— Start The input —

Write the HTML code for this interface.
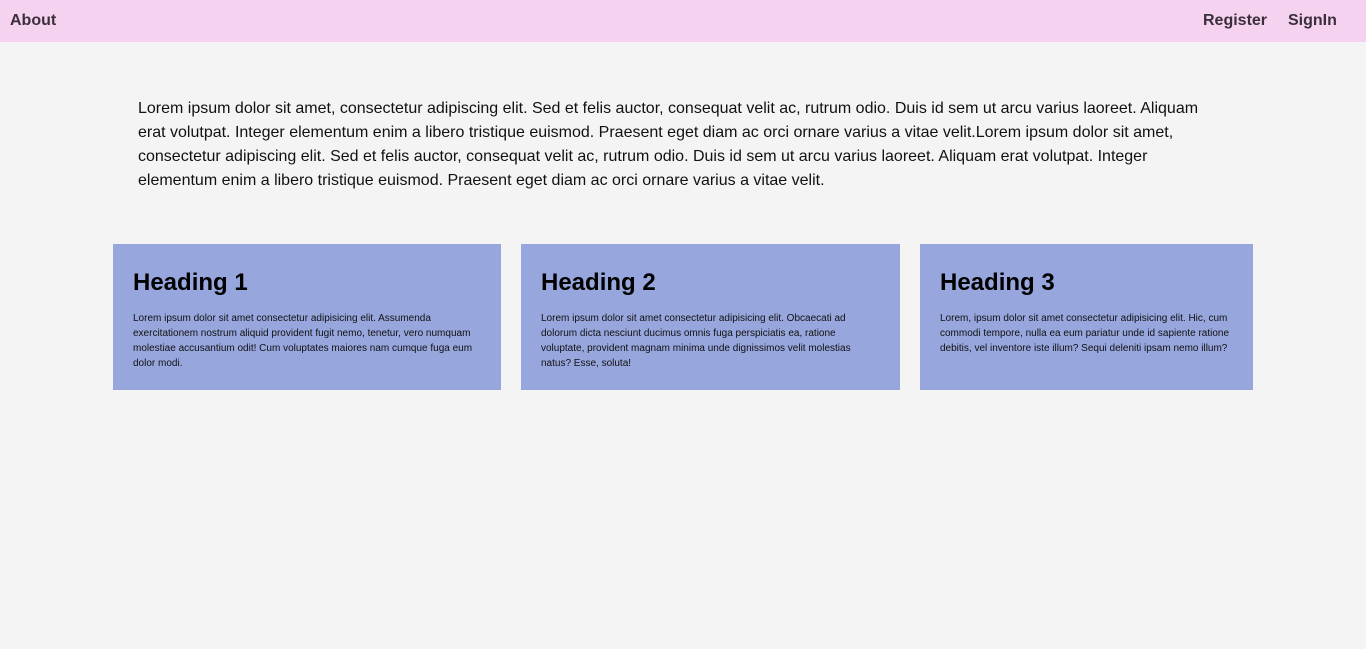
<!DOCTYPE html>
<html><head><meta charset="utf-8"><style>
*{margin:0;padding:0;box-sizing:border-box}
body{background:#f4f4f4;font-family:"Liberation Sans",Arial,sans-serif;width:1366px;height:649px;overflow:hidden}
nav{height:42px;background:#f5d2ef;position:relative;color:#3b2f3b;font-weight:bold;font-size:16px}
nav span{position:absolute;top:12px}
.intro{position:absolute;left:138px;top:97px;width:1090px;font-size:16px;line-height:24px;color:#111}
.card{position:absolute;top:244px;height:146px;background:#97a6dd;padding:25px 20px 0 20px;color:#000}
.card h2{font-size:24px;line-height:28px;margin-bottom:14px}
.card p{font-size:10px;line-height:15px;color:#111}
</style></head><body>
<nav><span style="left:10px">About</span><span style="left:1203px">Register</span><span style="left:1288px">SignIn</span></nav>
<p class="intro">Lorem ipsum dolor sit amet, consectetur adipiscing elit. Sed et felis auctor, consequat velit ac, rutrum odio. Duis id sem ut arcu varius laoreet. Aliquam erat volutpat. Integer elementum enim a libero tristique euismod. Praesent eget diam ac orci ornare varius a vitae velit.Lorem ipsum dolor sit amet, consectetur adipiscing elit. Sed et felis auctor, consequat velit ac, rutrum odio. Duis id sem ut arcu varius laoreet. Aliquam erat volutpat. Integer elementum enim a libero tristique euismod. Praesent eget diam ac orci ornare varius a vitae velit.</p>
<div class="card" style="left:113px;width:388px"><h2>Heading 1</h2><p>Lorem ipsum dolor sit amet consectetur adipisicing elit. Assumenda exercitationem nostrum aliquid provident fugit nemo, tenetur, vero numquam molestiae accusantium odit! Cum voluptates maiores nam cumque fuga eum dolor modi.</p></div>
<div class="card" style="left:521px;width:379px"><h2>Heading 2</h2><p>Lorem ipsum dolor sit amet consectetur adipisicing elit. Obcaecati ad dolorum dicta nesciunt ducimus omnis fuga perspiciatis ea, ratione voluptate, provident magnam minima unde dignissimos velit molestias natus? Esse, soluta!</p></div>
<div class="card" style="left:920px;width:333px"><h2>Heading 3</h2><p>Lorem, ipsum dolor sit amet consectetur adipisicing elit. Hic, cum commodi tempore, nulla ea eum pariatur unde id sapiente ratione debitis, vel inventore iste illum? Sequi deleniti ipsam nemo illum?</p></div>
</body></html>
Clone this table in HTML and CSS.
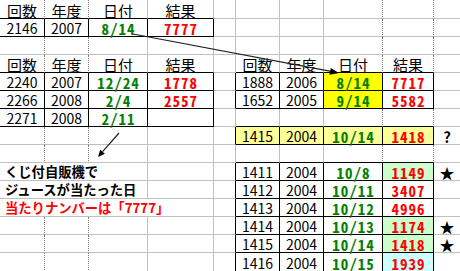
FILE: index.html
```
<!DOCTYPE html>
<html lang="ja">
<head>
<meta charset="utf-8">
<link rel="stylesheet" href="styles.css">
</head>
<body>
<div class="sheet">
  <!-- row 1 -->
  <div class="c pb kb">回数</div><div class="c pb kb">年度</div><div class="c kb">日付</div><div class="c kb">結果</div><div class="c"></div><div class="c"></div><div class="c"></div><div class="c pb"></div><div class="c pb"></div><div class="c"></div>
  <!-- row 2 -->
  <div class="c k n">2146</div><div class="c k n">2007</div><div class="c k g">8/14</div><div class="c k r">7777</div><div class="c"></div><div class="c"></div><div class="c"></div><div class="c pb"></div><div class="c pb"></div><div class="c"></div>
  <!-- row 3 -->
  <div class="c pb"></div><div class="c pb"></div><div class="c"></div><div class="c"></div><div class="c"></div><div class="c"></div><div class="c"></div><div class="c pb"></div><div class="c pb"></div><div class="c"></div>
  <!-- row 4 -->
  <div class="c pb kb">回数</div><div class="c pb kb">年度</div><div class="c kb">日付</div><div class="c kb">結果</div><div class="c"></div><div class="c kb">回数</div><div class="c kb">年度</div><div class="c pb kb">日付</div><div class="c pb kb">結果</div><div class="c"></div>
  <!-- row 5 -->
  <div class="c k n">2240</div><div class="c k n">2007</div><div class="c k g">12/24</div><div class="c k r">1778</div><div class="c kr"></div><div class="c k n">1888</div><div class="c k n">2006</div><div class="c k g y">8/14</div><div class="c k r">7717</div><div class="c"></div>
  <!-- row 6 -->
  <div class="c k n">2266</div><div class="c k n">2008</div><div class="c k g">2/4</div><div class="c k r">2557</div><div class="c kr"></div><div class="c k n">1652</div><div class="c k n">2005</div><div class="c k g y">9/14</div><div class="c k r">5582</div><div class="c"></div>
  <!-- row 7 -->
  <div class="c k n">2271</div><div class="c k n">2008</div><div class="c k g">2/11</div><div class="c k"></div><div class="c"></div><div class="c kb"></div><div class="c kb"></div><div class="c pb kb"></div><div class="c pb kb"></div><div class="c"></div>
  <!-- row 8 -->
  <div class="c pb"></div><div class="c pb"></div><div class="c"></div><div class="c"></div><div class="c kr"></div><div class="c k n ly">1415</div><div class="c k n ly">2004</div><div class="c k g ly">10/14</div><div class="c k r ly">1418</div><div class="c q">?</div>
  <!-- row 9 -->
  <div class="c pb"></div><div class="c pb"></div><div class="c"></div><div class="c"></div><div class="c"></div><div class="c kb"></div><div class="c kb"></div><div class="c pb kb"></div><div class="c pb kb"></div><div class="c"></div>
  <!-- row 10 -->
  <div class="c note">くじ付自販機で</div><div class="c"></div><div class="c kr"></div><div class="c k n">1411</div><div class="c k n">2004</div><div class="c k g">10/8</div><div class="c k r lg">1149</div><div class="c star">★</div>
  <!-- row 11 -->
  <div class="c note">ジュースが当たった日</div><div class="c"></div><div class="c kr"></div><div class="c k n">1412</div><div class="c k n">2004</div><div class="c k g">10/11</div><div class="c k r">3407</div><div class="c"></div>
  <!-- row 12 -->
  <div class="c note wide red">当たりナンバーは「7777」</div><div class="c kr"></div><div class="c k n">1413</div><div class="c k n">2004</div><div class="c k g">10/12</div><div class="c k r">4996</div><div class="c"></div>
  <!-- row 13 -->
  <div class="c pb"></div><div class="c pb"></div><div class="c"></div><div class="c"></div><div class="c kr"></div><div class="c k n">1414</div><div class="c k n">2004</div><div class="c k g">10/13</div><div class="c k r lg">1174</div><div class="c star">★</div>
  <!-- row 14 -->
  <div class="c pb"></div><div class="c pb"></div><div class="c"></div><div class="c"></div><div class="c kr"></div><div class="c k n">1415</div><div class="c k n">2004</div><div class="c k g">10/14</div><div class="c k r lg">1418</div><div class="c star">★</div>
  <!-- row 15 -->
  <div class="c pb"></div><div class="c pb"></div><div class="c"></div><div class="c"></div><div class="c kr"></div><div class="c k n">1416</div><div class="c k n">2004</div><div class="c k g">10/15</div><div class="c k r cy">1939</div><div class="c"></div>
</div>
<svg class="arrows" width="460" height="271" viewBox="0 0 460 271">
  <line x1="133" y1="34" x2="331" y2="71.3" stroke="#222" stroke-width="1.2"/>
  <polygon points="339,73 329.5,74.8 330.8,67.9" fill="#000"/>
  <line x1="119" y1="133" x2="102.6" y2="151.7" stroke="#222" stroke-width="1.2"/>
  <polygon points="98,157 104.9,153.7 100.3,149.8" fill="#000"/>
</svg>
</body>
</html>
```
FILE: styles.css
```
* { box-sizing: border-box; }
html, body { margin: 0; background: #fff; }
body {
  width: 460px;
  height: 271px;
  overflow: hidden;
  position: relative;
  font-family: "Noto Sans CJK JP", sans-serif;
  color: #000;
}
.sheet {
  display: grid;
  grid-template-columns: 45px 44px 59px 66px 22px 44px 44px 59px 51px 27px;
  grid-template-rows: 19px repeat(13, 18px) 19px;
}
.c {
  border-right: 1px solid #c0c0c0;
  border-bottom: 1px solid #c0c0c0;
  display: flex;
  align-items: flex-end;
  justify-content: center;
  font-size: 15px;
  line-height: 15px;
  white-space: nowrap;
}
.pb { border-right: 1px dotted #808080; }
.kb { border-bottom: 1px solid #000; }
.kr { border-right: 1px solid #000; }
.k { border-right: 1px solid #000; border-bottom: 1px solid #000; }
.n { font-size: 14px; line-height: 14px; padding-bottom: 1px; }
.g, .r {
  font-family: "Noto Sans Mono CJK JP", "DejaVu Sans Mono", monospace;
  font-weight: bold;
  font-size: 15px;
  line-height: 15px;
  letter-spacing: 1px;
  padding-left: 1px;
}
.g { color: #008000; }
.r { color: #ff0000; }
.y { background: #ffff00; }
.ly { background: #ffff99; }
.lg { background: #ccffcc; }
.cy { background: #ccffff; }
.note {
  grid-column: span 3;
  justify-content: flex-start;
  padding-left: 5px;
  padding-bottom: 2px;
  font-weight: bold;
  font-size: 13.3px;
  line-height: 13px;
}
.note.wide { grid-column: span 4; }
.note.red { color: #ff0000; }
.q { font-weight: bold; font-size: 15px; }
.star { font-size: 15px; }
.arrows {
  position: absolute;
  left: 0;
  top: 0;
  pointer-events: none;
}
```
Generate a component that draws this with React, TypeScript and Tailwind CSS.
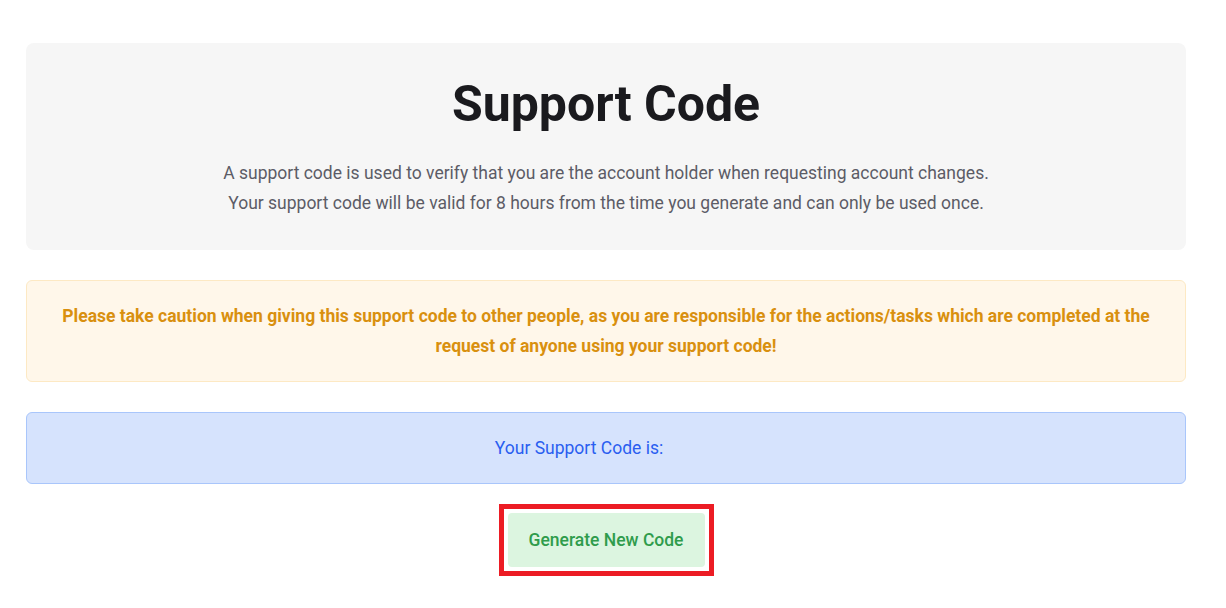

— End The input —

Show every line in the records above that contains the word "this".

Write the HTML code for this interface.
Clone this table in HTML and CSS.
Generate a component that draws this with React, TypeScript and Tailwind CSS.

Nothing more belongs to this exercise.